In this paper, we presented a multiaspect evaluation of a fuzzy-based ITS that teaches computer programming. The evaluated ITS employs a fuzzy mechanism to identify the learners’ current knowledge level and learning needs and decide about and adapt the lesson flow accordingly. For the evaluation, we assessed six criteria that arose as combination of two evaluation frameworks for computer-based tutoring systems, namely: the CIAO! framework (Jones et al., 1999) and the evaluation framework that was proposed by Lynch and Ghergulescu (2016). The criteria include: (i) context, (ii) effectiveness, (iii) efficiency, (iv) accuracy, (v) usability and satisfaction, and (vi) engagement and motivation. The criteria were evaluated through questionnaires, experimental research and log file analysis. Seventy (70) students of an undergraduate program in Informatics at the University of Piraeus, Greece used the fuzzy-based ITS under real conditions and for a period of six weeks. The data of the system’s usage were compared with the corresponding data of the usage of a similar ITS, from which the fuzzy mechanism was absent. This other ITS was used by a group of another seventy (70) students in the same undergraduate program. The validity of the differences in the evaluation results between the two groups of participants was certified through conducting t-tests.

The evaluation results are positive and very significant for the learning process. Particularly, the fuzzy-based ITS significantly improves the learners’ performance and allows the learners to complete the lessons and reach the learning goal with fewer number of interactions with the system. Also, it improves the accuracy of identifying the students’ learning needs detection and the system recommendations. Furthermore, it diminishes the number of learners that dropout of the tutoring system usage. Therefore, it encourages learners to remain more engaged in the learning process. Finally, the system enhances the learners’ satisfaction. The findings of this study show that the use of fuzzy logic in the learning process modeling helps significantly the educational process. They provide important insight to the designers of educational software and applications, and to researchers, who deal with application of intelligent techniques into educational software and tutoring systems.
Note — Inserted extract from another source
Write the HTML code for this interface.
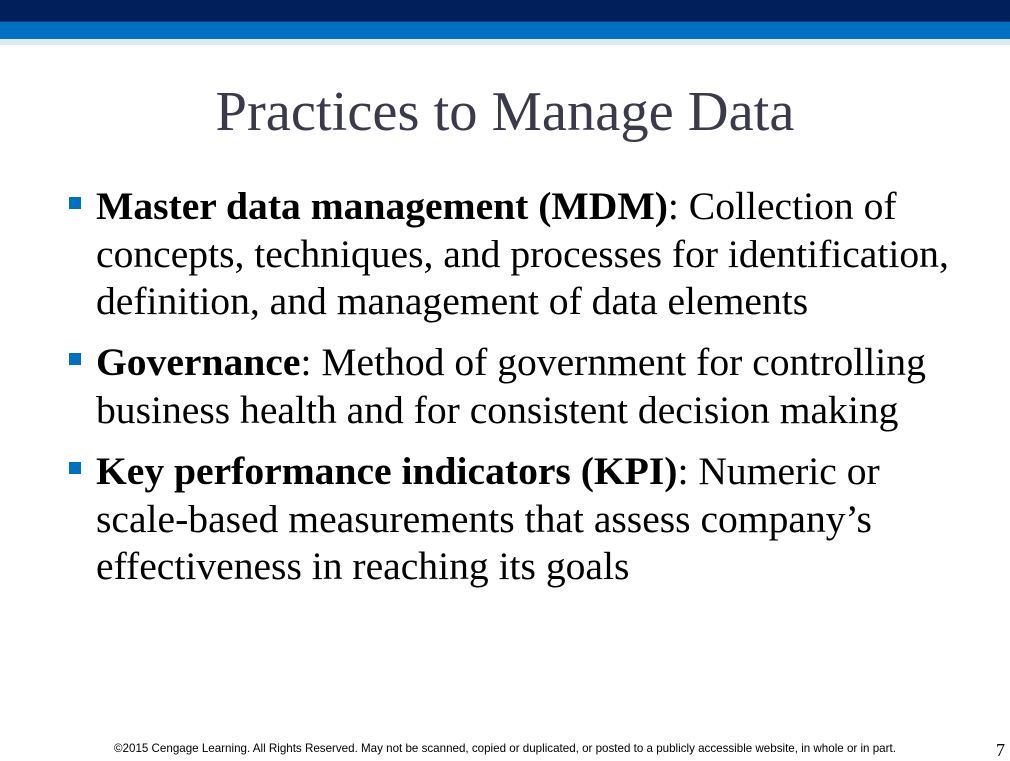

In the future, we will conduct further evaluations, in which additional learners participate from various programs of study. We will also apply the fuzzy-based ITS in other educational fields, besides computer programming, and compare the effectiveness of the presented fuzzy-based ITS with other ITSs. These and other related research avenues are currently being followed and the corresponding results will be announced elsewhere in the near future.